Compromise is always possible, or at the very least, ideas are floated that could catch on another time.

“It’s 90 percent great,” said Blake Hall, founder of Build a Better Lex, which works on making Lexington a more walkable, affordable city. Hall said he would like to see more flexibility for Lexington and Louisville on issues like agricultural land.

He also points out that the bill would create supply, therefore lower prices down the road, but something more is probably needed more quickly. Something more like the $200 million affordable housing advocates asked for but didn’t get in the GOP state budget.

“Just because we abolished parking requirements didn’t mean there was a massive build-out on all the surface parking lots in Lexington,” he said.

There other pressures from other sides as well. House Bill 5 would criminalize homelessness, and they have trying to block source of income discrimination bans that would help move more low-income people into housing.

“With the dozens of bills touching homelessness and housing that have been filed so far this session, this is the only one so far that seeks to address housing supply constraints,” said Adrienne Bush, executive director of the Homeless and Housing Coalition of Kentucky.
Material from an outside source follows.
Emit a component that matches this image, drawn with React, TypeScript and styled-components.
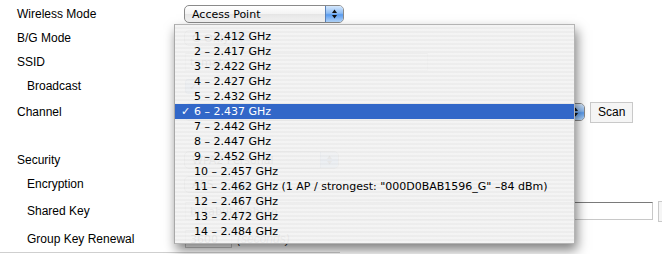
import styled, { createGlobalStyle } from "styled-components";

const GlobalStyle = createGlobalStyle`
    html, body {
        margin: 0;
        padding: 0;
        background: #ffffff;
        overflow: hidden;
    }
`

const Page = styled.div`
    position: relative;
    width: 662px;
    height: 254px;
    overflow: hidden;
    background: #ffffff;
    font-family: "Liberation Sans", Arial, sans-serif;
    font-size: 12px;
    color: #000;
`

const Form = styled.div`
    display: flex;
    flex-direction: column;
    padding: 2px 0 0 17px;
`

const Row = styled.div<{ $h: number }>`
    display: grid;
    grid-template-columns: 167px auto;
    align-items: center;
    height: ${p => p.$h}px;
`

const Label = styled.span<{ $indent?: boolean }>`
    padding-left: ${p => (p.$indent ? 10 : 0)}px;
    white-space: nowrap;
`

const Cell = styled.div`
    display: flex;
    align-items: center;
    gap: 5px;
    white-space: nowrap;
`

const Rule = styled.div`
    width: 340px;
    border-top: 1px solid #cfcfcf;
`

const Popup = styled.div<{ $w: number; $h?: number }>`
    display: flex;
    align-items: stretch;
    box-sizing: border-box;
    width: ${p => p.$w}px;
    height: ${p => p.$h ?? 18}px;
    border: 1px solid #8a8a8a;
    border-radius: 5px;
    background: linear-gradient(#ffffff, #f3f3f3 50%, #e6e6e6 51%, #f6f6f6);
    font-family: "DejaVu Sans", sans-serif;
    font-size: 11px;
    overflow: hidden;
`

const PopupValue = styled.span`
    flex: 1;
    display: flex;
    align-items: center;
    padding-left: 7px;
`

const Stepper = styled.span`
    width: 17px;
    display: flex;
    align-items: center;
    justify-content: center;
    border-left: 1px solid #5a82b8;
    background: linear-gradient(#d5e8fd, #8dbcf4 45%, #5a9cf0 55%, #b5d8fd);
`

const TextInput = styled.div<{ $w: number }>`
    box-sizing: border-box;
    width: ${p => p.$w}px;
    height: 18px;
    display: flex;
    align-items: center;
    padding-left: 4px;
    border: 1px solid #c8c8c8;
    border-top-color: #7a7a7a;
    background: #fff;
    font-family: "DejaVu Sans", sans-serif;
    font-size: 11px;
    color: #000;
`

const Checkbox = styled.span`
    width: 13px;
    height: 13px;
    border-radius: 3px;
    border: 1px solid #5a82b8;
    background: linear-gradient(#d5e8fd, #7fb3f2 50%, #b5d8fd);
    display: flex;
    align-items: center;
    justify-content: center;
    font-size: 10px;
    margin-left: 1px;
`

const Button = styled.div`
    box-sizing: border-box;
    height: 21px;
    padding: 0 7px;
    display: flex;
    align-items: center;
    border: 1px solid #c9c9c9;
    background: #f5f5f5;
    font-size: 12px;
`

const Hint = styled.span`
    font-style: italic;
    color: #333;
`

const Menu = styled.div`
    position: absolute;
    left: 174px;
    top: 24px;
    width: 401px;
    box-sizing: border-box;
    padding: 4px 0;
    border: 1px solid #b4b4b4;
    border-left-color: #a8a8a8;
    background: repeating-linear-gradient(
        to bottom,
        rgba(243, 243, 243, 0.95) 0px,
        rgba(243, 243, 243, 0.95) 2px,
        rgba(236, 236, 236, 0.95) 2px,
        rgba(236, 236, 236, 0.95) 4px
    );
    box-shadow: 2px 6px 11px rgba(0, 0, 0, 0.5);
    font-family: "DejaVu Sans", sans-serif;
    font-size: 11px;
`

const Item = styled.div<{ $selected?: boolean }>`
    display: grid;
    grid-template-columns: 19px auto;
    align-items: center;
    height: 15px;
    white-space: nowrap;
    color: ${p => (p.$selected ? "#ffffff" : "#000000")};
    background: ${p => (p.$selected ? "#3267c8" : "transparent")};
`

const Check = styled.span`
    padding-left: 6px;
    font-size: 11px;
`

const Arrows = () => (
    <svg width="7" height="10" viewBox="0 0 7 10">
        <path d="M3.5 0.5 L6 4 L1 4 Z" fill="#111" />
        <path d="M3.5 9.5 L6 6 L1 6 Z" fill="#111" />
    </svg>
);

const channels = [
    "1 – 2.412 GHz",
    "2 – 2.417 GHz",
    "3 – 2.422 GHz",
    "4 – 2.427 GHz",
    "5 – 2.432 GHz",
    "6 – 2.437 GHz",
    "7 – 2.442 GHz",
    "8 – 2.447 GHz",
    "9 – 2.452 GHz",
    "10 – 2.457 GHz",
    "11 – 2.462 GHz (1 AP / strongest: \"000D0BAB1596_G\" –84 dBm)",
    "12 – 2.467 GHz",
    "13 – 2.472 GHz",
    "14 – 2.484 GHz",
];

const App = () => {
    const selected = 5;

    return (
        <Page>
            <GlobalStyle />
            <Form>
                <Row $h={24}>
                    <Label>Wireless Mode</Label>
                    <Cell>
                        <Popup $w={160}>
                            <PopupValue>Access Point</PopupValue>
                            <Stepper><Arrows /></Stepper>
                        </Popup>
                    </Cell>
                </Row>
                <Row $h={24}>
                    <Label>B/G Mode</Label>
                    <Cell>
                        <Popup $w={67} $h={16}>
                            <PopupValue>G Only</PopupValue>
                            <Stepper><Arrows /></Stepper>
                        </Popup>
                    </Cell>
                </Row>
                <Row $h={24}>
                    <Label>SSID</Label>
                    <Cell>
                        <TextInput $w={243} style={{ marginLeft: 1 }}>tomato</TextInput>
                    </Cell>
                </Row>
                <Row $h={24}>
                    <Label $indent>Broadcast</Label>
                    <Cell>
                        <Checkbox>✓</Checkbox>
                    </Cell>
                </Row>
                <Row $h={28}>
                    <Label>Channel</Label>
                    <Cell>
                        <Popup $w={401}>
                            <PopupValue>6 – 2.437 GHz</PopupValue>
                            <Stepper><Arrows /></Stepper>
                        </Popup>
                        <Button>Scan</Button>
                    </Cell>
                </Row>
                <Row $h={22} />
                <Row $h={24}>
                    <Label>Security</Label>
                    <Cell>
                        <Popup $w={155}>
                            <PopupValue>WPA2 Personal</PopupValue>
                            <Stepper><Arrows /></Stepper>
                        </Popup>
                    </Cell>
                </Row>
                <Row $h={24}>
                    <Label $indent>Encryption</Label>
                    <Cell>
                        <Popup $w={67} $h={17}>
                            <PopupValue>AES</PopupValue>
                            <Stepper><Arrows /></Stepper>
                        </Popup>
                    </Cell>
                </Row>
                <Row $h={30}>
                    <Label $indent>Shared Key</Label>
                    <Cell>
                        <TextInput $w={468} style={{ marginLeft: 1 }}>butabutakobuto</TextInput>
                        <Button>Random</Button>
                    </Cell>
                </Row>
                <Row $h={26}>
                    <Label $indent>Group Key Renewal</Label>
                    <Cell>
                        <TextInput $w={47} style={{ marginLeft: 1 }}>3600</TextInput>
                        <Hint>(seconds)</Hint>
                    </Cell>
                </Row>
            </Form>
            <Rule />
            <Menu>
                {channels.map((c, i) => (
                    <Item key={c} $selected={i === selected}>
                        <Check>{i === selected ? "✓" : ""}</Check>
                        <span>{c}</span>
                    </Item>
                ))}
            </Menu>
        </Page>
    );
};

export default App;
“We do support most of the provisions. From our perspective, missing middle housing should be addressed by relaxing local zoning instead of direct subsidy, and that’s what this bill is trying to do. We want to see more gentle density, and that would be appropriate in both rural and urban communities.”

Doan’s bill is probably too radical to get through the first time, and it might be the kind of big effort that often takes two or three rounds to get right. In the meantime, it may help keep push cities in the right direction on more housing for everyone.